My TWD audition piece

I’m not sure of how I found that Web site, but I kind of fell in love with the idea of Tuesdays with Dorie: amateur cooks from far and wide all struggling with a common recipe at the same time, and then sharing their experiences at the same time, a Tuesday – the day of the week when there is little else to be excited about. (Monday has a feeling of dread, Wednesday is hump day, Thursday is almost the weekend, Friday starts the weekend… get the idea.)

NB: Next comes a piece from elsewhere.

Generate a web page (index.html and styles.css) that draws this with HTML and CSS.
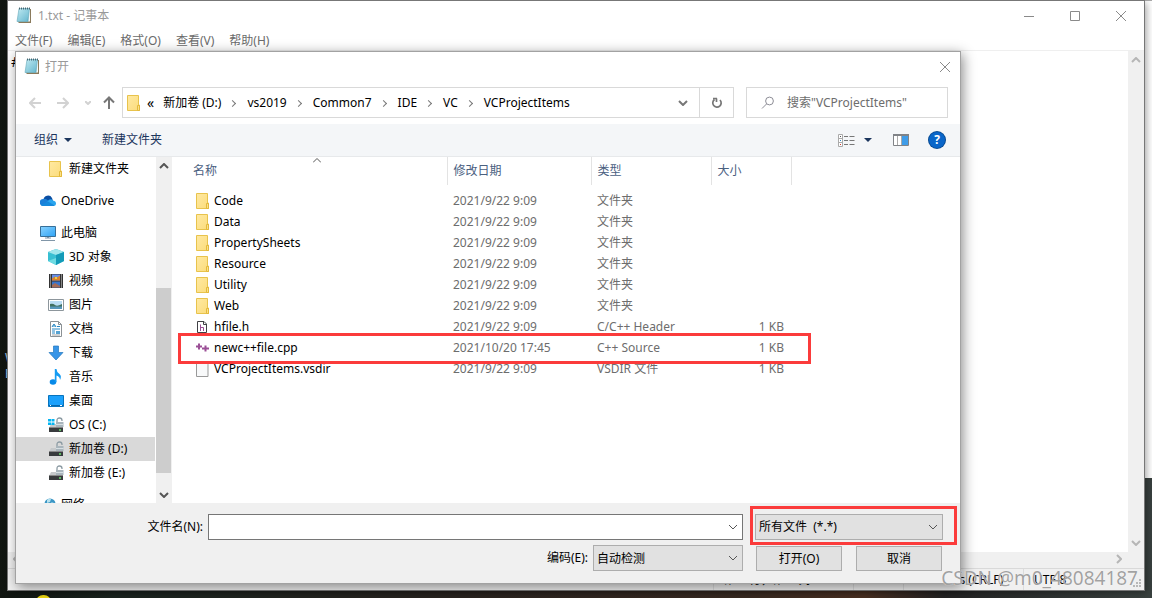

My concern was that I would be able to hang with the other bakers – that my brand of baking was too simple or sub-par and in some way not good enough to keep up with these experienced writers and bakers who have long traveled from their kitchens to the computers with style and grace. So before I signed up for the program, I decided a dry run was in order: I would do one recipe from the book of my own choosing on my own day and see if I could hack it.

I bought Dorie’s book used online and found a recipe that appealed to me. The cornmeal and fruit loaf (I swear that what’s it’s called) contained ingredients that I already had in the house, two ingredients that I love (apples and cornmeal), AND it made use of the leftover buttermilk I had in the refrigerator from a previous experiment with a recipe for cherry cakes I found in the Weight Watchers magazine.

Cornmeal and Fruit Loaf: the ingredients

The loaf is dense and buttery, which I love. The cornmeal gives it a bit of a gritty texture and makes it ripe for toasting. Not everyone likes that, but I could eat the whole thing in one sitting. But the cornmeal also makes the bread more satisfying, so I actually had a piece on my way out the door one weekend morning and was pretty satisfied until lunchtime, which is not normal for me (I usually need a snack around 10:30 a.m.).

The recipe called for one apple or pear, peeled and diced, and 1/2 c. of dried apples or pears. I used awhole apple I picked up at a Michigan farmers’ market a couple of weeks ago, and also a couple handfuls of Craisins that I had in the house. I’d use far more fruit the next time around because the bread just looked bland – lifeless and lacking color, and not something that I would pick up from a buffet table. A bit of apple butter helped that out after toasting, but still.

Cornmeal and Fruit Loaf: the Loaf

As for Tuesdays with Dorie, I think I’m in. I’m gonna try the September recipes to be sure, but I think I’m up for the challenge. I’ll bet my photography skills will improve, too. The other eater in my household is certainly up for the taste-testing. We’ll see how it works out for both of us.

burger + fries = fat + happy

Last weekend I had the pleasure of meeting my husband for lunch at fRedhots and Fries, a favorite burger shack in the neighborhood where I indulged in a fresh, juicy burger and a large order of fresh Belgian fries, coated in Fred’s special green onion and sage aioli. YUM. Tables were at a premium, and Fred did his best to negotiate table sharing and taking turns among hungry adults – no easy task. The best thing I heard while I savored my meal was some guy in line who said, “I’ll come back later so I can really enjoy my Italian beef experience.”
Anyway, after that heavy meal I was only mildly hungry for dinner. Thanks again to my friends at Everyday Food, I decided to roast a fresh pineapple with brown sugar, rum and a few spices. I opted to top it vanilla ice cream rather than the raspberry sorbet they recommended, and I was glad I did.
The actual roasting took more than an hour – more than I had anticipated – and the pineapple was still not as tender as I would have liked. Maybe my fruit was too underripe, or maybe my oven is running low (a constant thought I have when something I try to bake takes longer than the book says it should). But the results were spectacular. The juice alone was enough to make me fat and happy. And now I’m on a fruit cooking kick. I’ve got a recipe for pears roasted in red wine… or maybe just roasted grapes….
(Before I forget, the clean-up was easy, too. I used an old, regular old 9” square metal brownie pan nuthin’ fancy, and found nothing to scrape off the bottom of the pan on a Saturday night. It doesn’t get much better than that.)